The language of the Bologna Process and even the name itself are a turn-off and may be hampering efforts to increase academic engagement in the initiative, according to MPs, writes Rebecca Attwood.
A report issued this week by the House of Commons Education and Skills Committee says terms that have been used throughout the Bologna initiative, such as "Diploma Supplement," have served only to put people off what the committee believes is otherwise a good process. "The committee have repeatedly found that the language used within the Bologna Process (and the name itself) has obscured meaning in an unhelpful manner," the MPs say.
Responding to the report, Boris Johnson, Shadow Higher Education Minister, said: "Perhaps the most useful thing the Bologna Process could do now would be to launch an international crusade against bunkum."
Sally Hunt, general secretary of the University and College Union, said:
"Politicians and select committees are not immune to being criticised for using off-putting or confusing language, so when they suggest the Bologna Process is afflicted with the same malaise it is probably worth taking notice.
"We hope these comments will be taken into consideration to allow UK academics, and the general public, to grasp a better understanding of what should be a very important debate about the future of international higher education."
The MPs called for more UK engagement with Bologna, which aims to improve the comparability and compatibility of higher education qualifications across the 45 countries involved and thereby encourage greater mobility of both students and staff.
"Many academics do not appear to have a high level of engagement with the Bologna Process... Bologna does not feature prominently on the agendas of councils, senates and faculty boards or, apparently, in common-room conversation," the report says.
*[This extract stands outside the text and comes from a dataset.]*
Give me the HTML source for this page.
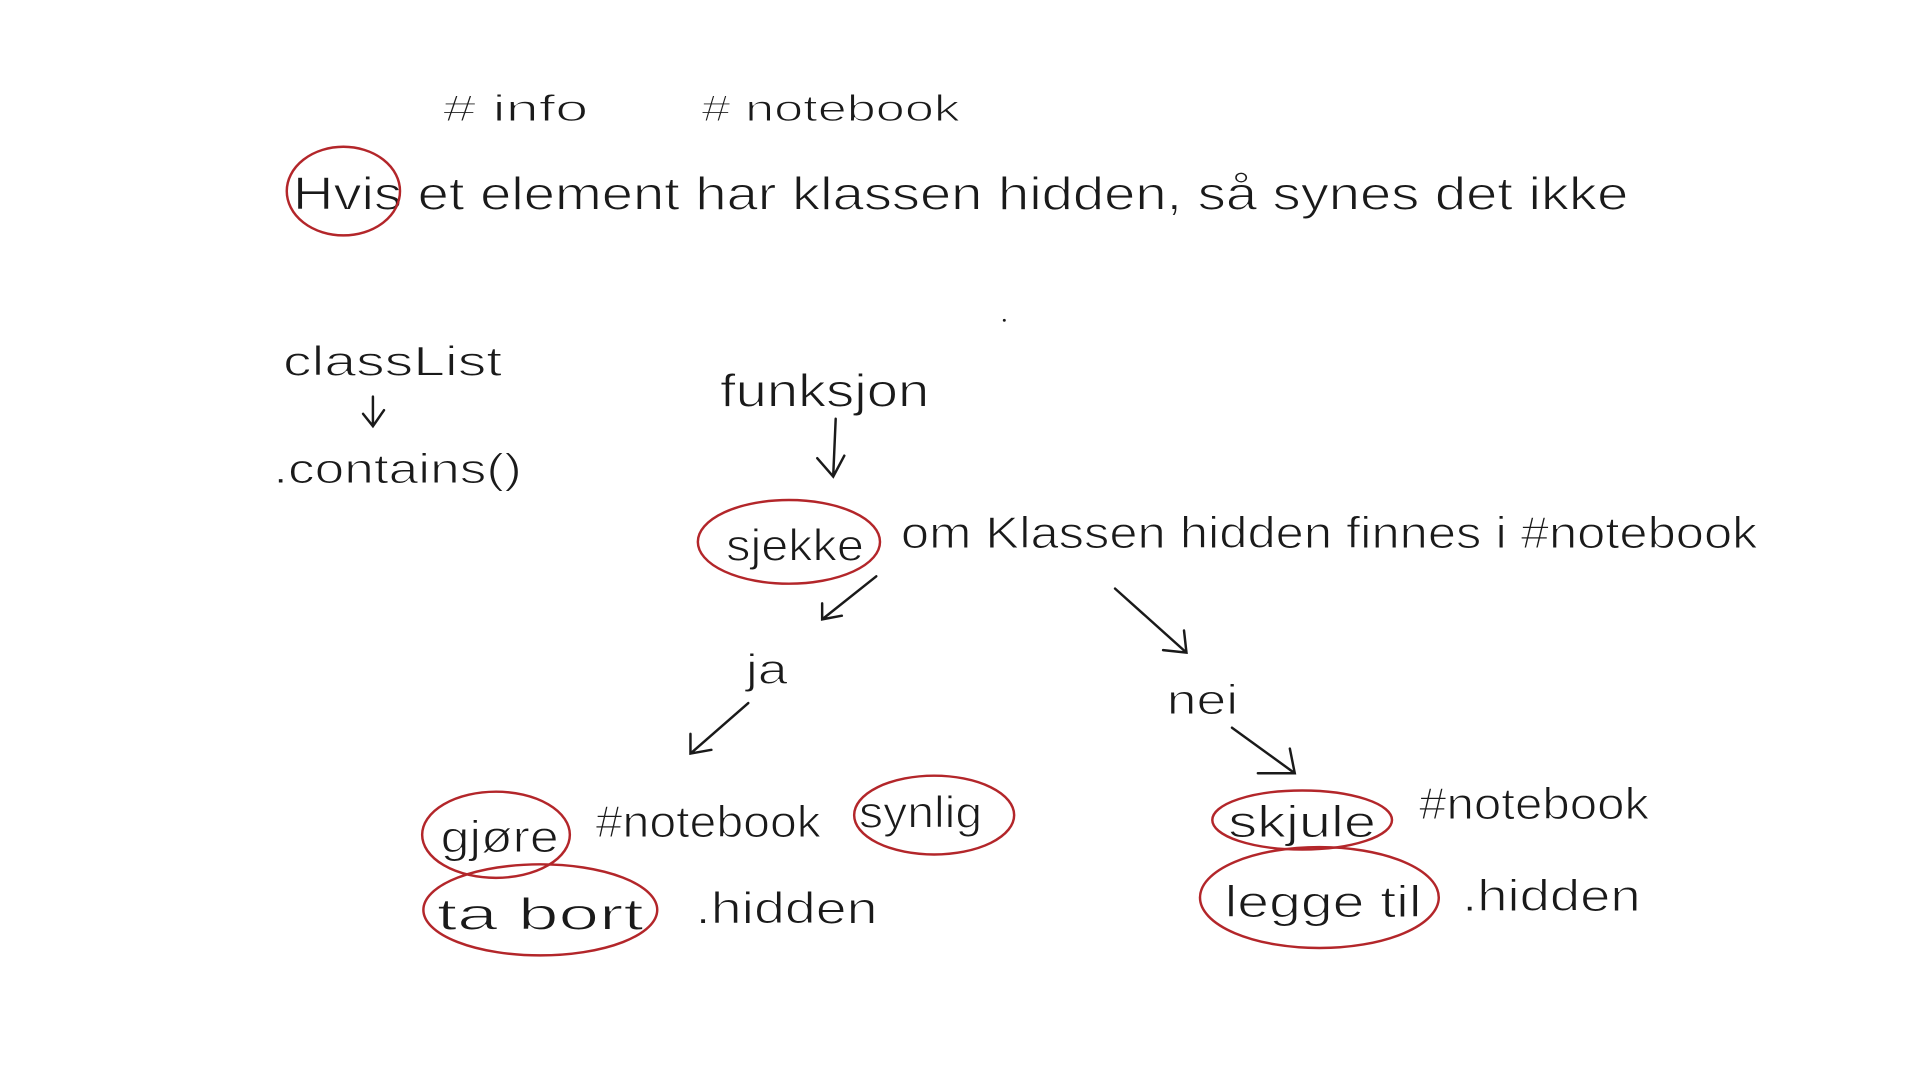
<!DOCTYPE html>
<html><head><meta charset="utf-8"><style>
html,body{margin:0;padding:0;background:#fff;width:1920px;height:1080px;overflow:hidden}
svg{display:block}
text{font-family:"Liberation Sans",sans-serif;fill:#1a1a1a;stroke:#fff;stroke-width:0.9}
.a{stroke:#1a1a1a;stroke-width:2;fill:none;stroke-linecap:round}
.r{stroke:#b3262a;stroke-width:2;fill:none}
</style></head><body>
<svg width="1920" height="1080" viewBox="0 0 1560 877">
<text x="360" y="98" font-size="30" textLength="118" lengthAdjust="spacingAndGlyphs"># info</text>
<text x="570" y="98" font-size="30" textLength="210" lengthAdjust="spacingAndGlyphs"># notebook</text>
<text x="238" y="170" font-size="38" textLength="1085" lengthAdjust="spacingAndGlyphs">Hvis et element har klassen hidden, så synes det ikke</text>
<ellipse class="r" cx="279" cy="155" rx="46" ry="36"/>
<circle cx="816" cy="260" r="1.2" fill="#1a1a1a"/>
<text x="230" y="305" font-size="34" textLength="178" lengthAdjust="spacingAndGlyphs">classList</text>
<path class="a" d="M303 322 L303 345 M295 336 L303 346 L312 333"/>
<text x="222" y="392" font-size="34" textLength="202" lengthAdjust="spacingAndGlyphs">.contains()</text>
<text x="585" y="330" font-size="38" textLength="170" lengthAdjust="spacingAndGlyphs">funksjon</text>
<path class="a" d="M679 340 L677 386 M664 372 L677 387 L686 370"/>
<text x="590" y="455" font-size="36" textLength="112" lengthAdjust="spacingAndGlyphs">sjekke</text>
<ellipse class="r" cx="641" cy="440" rx="74" ry="34"/>
<text x="732" y="445" font-size="36" textLength="696" lengthAdjust="spacingAndGlyphs">om Klassen hidden finnes i #notebook</text>
<path class="a" d="M712 468 L668 503 M668 490 L668 503 L684 500"/>
<path class="a" d="M906 478 L964 530 M945 528 L964 530 L962 512"/>
<text x="606" y="555" font-size="34" textLength="34" lengthAdjust="spacingAndGlyphs">ja</text>
<path class="a" d="M608 571 L561 612 M561 596 L561 612 L578 609"/>
<text x="948" y="580" font-size="34" textLength="58" lengthAdjust="spacingAndGlyphs">nei</text>
<path class="a" d="M1001 591 L1052 628 M1022 628 L1052 628 L1048 608"/>
<text x="358" y="692" font-size="36" textLength="96" lengthAdjust="spacingAndGlyphs">gjøre</text>
<ellipse class="r" cx="403" cy="678" rx="60" ry="35"/>
<text x="484" y="680" font-size="36" textLength="183" lengthAdjust="spacingAndGlyphs">#notebook</text>
<text x="698" y="672" font-size="36" textLength="100" lengthAdjust="spacingAndGlyphs">synlig</text>
<ellipse class="r" cx="759" cy="662" rx="65" ry="32"/>
<text x="355" y="755" font-size="36" textLength="168" lengthAdjust="spacingAndGlyphs">ta bort</text>
<ellipse class="r" cx="439" cy="739" rx="95" ry="37"/>
<text x="565" y="750" font-size="36" textLength="148" lengthAdjust="spacingAndGlyphs">.hidden</text>
<text x="998" y="680" font-size="36" textLength="120" lengthAdjust="spacingAndGlyphs">skjule</text>
<ellipse class="r" cx="1058" cy="666" rx="73" ry="24"/>
<text x="1153" y="665" font-size="36" textLength="187" lengthAdjust="spacingAndGlyphs">#notebook</text>
<text x="995" y="745" font-size="36" textLength="160" lengthAdjust="spacingAndGlyphs">legge til</text>
<ellipse class="r" cx="1072" cy="729" rx="97" ry="41"/>
<text x="1188" y="740" font-size="36" textLength="145" lengthAdjust="spacingAndGlyphs">.hidden</text>
</svg>
</body></html>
The MPs say the Government is not seen to be sufficiently proactive, and the report calls on the Government to raise awareness and involvement across the sector.
But the committee's primary concern is what it describes as the expanding role and influence of the European Commission, which it warns could lead to increased bureaucracy, centralised control and conformity.
The success of Bologna depends upon it remaining a "bottom-up" voluntary initiative with active participation from universities and colleges, the report says. Barry Sheerman, chairman of the committee, said: "I am deeply concerned about the expanding influence of the European Commission. The role of the Commission must be constrained if the Bologna Process is to be successful."
The MPs also urge the Government to address their conclusion that the European Credit Transfer Scheme is "not fit for purpose". As it is currently based on hours studied rather than outcomes achieved, the committee says the scheme could undermine the value of British one-year masters degrees and four-year integrated masters degrees.
The committee also says more effort must be made to increase the number of UK students studying abroad. It recommends more flexible, short-term study options in addition to the year abroad.